Advanced technologies—chips produced using processes of seven nanometres or smaller—accounted for 74% of TSMC's wafer revenue in the first quarter. Its three-nanometre technology alone contributed 25% of wafer revenue. Reports indicate that Nvidia has reserved roughly 60% of TSMC's advanced chip-packaging capacity for 2026, highlighting ongoing supply constraints in the AI semiconductor market.
To meet this demand, TSMC is expanding manufacturing capacity globally. New fabrication plants are under construction or in preparation in Arizona, Japan, and Germany. The German facility, located in Dresden, is particularly significant for Europe, as it aims to bolster the continent's semiconductor self-sufficiency amid geopolitical tensions and supply chain vulnerabilities. This aligns with broader EU efforts to reduce reliance on Asian chip production, a topic that has gained urgency as global trade dynamics shift.

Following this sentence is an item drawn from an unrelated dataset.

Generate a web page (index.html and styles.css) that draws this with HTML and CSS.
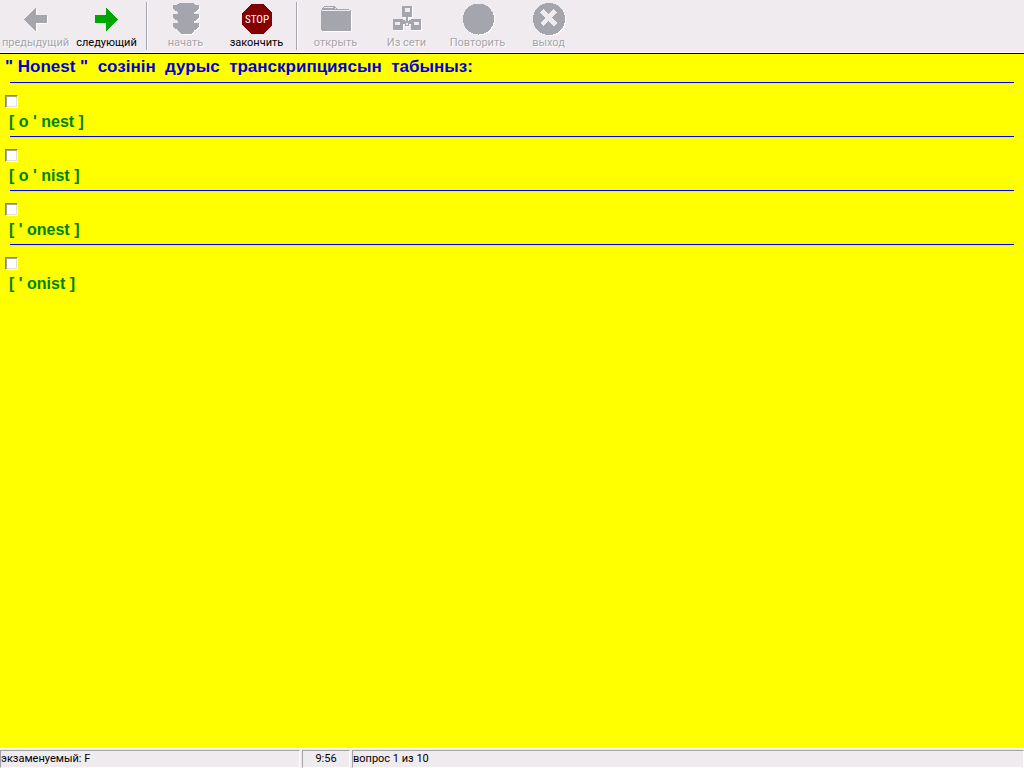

Financial Outlook and Investor Focus
TSMC will publish its full second-quarter earnings on Thursday, including net profit, gross margin, operating margin, and updated financial guidance. At its April earnings presentation, the company forecast full-year 2026 revenue growth of more than 30% in US dollar terms and projected capital expenditure between $52 billion (€45.5 billion) and $56 billion (€49 billion). These investments are aimed at expanding capacity to meet AI-driven demand.
Shares in TSMC rose about 1% following Monday's revenue update. Investors will now focus on Thursday's report for details on profitability, margins, and the rollout of the company's two-nanometre manufacturing technology, which is already attracting strong customer interest. The two-nanometre node is expected to further solidify TSMC's technological lead and drive future revenue growth.
The company's performance also has broader implications for European markets. As TSMC expands its global footprint, including its Dresden plant, it could help alleviate chip shortages that have affected European automakers and industrial firms. However, the concentration of advanced chip production in Taiwan remains a strategic risk, particularly given tensions in the Taiwan Strait. European policymakers have been exploring ways to diversify semiconductor supply chains, a challenge that intersects with other geopolitical issues, such as the disruptions in global shipping routes.
In the near term, TSMC's earnings will provide a key indicator of the health of the AI sector and the broader technology industry. With demand showing no signs of abating, the company is well-positioned to maintain its growth trajectory, though investors will be watching for any signs of margin pressure or shifts in customer demand.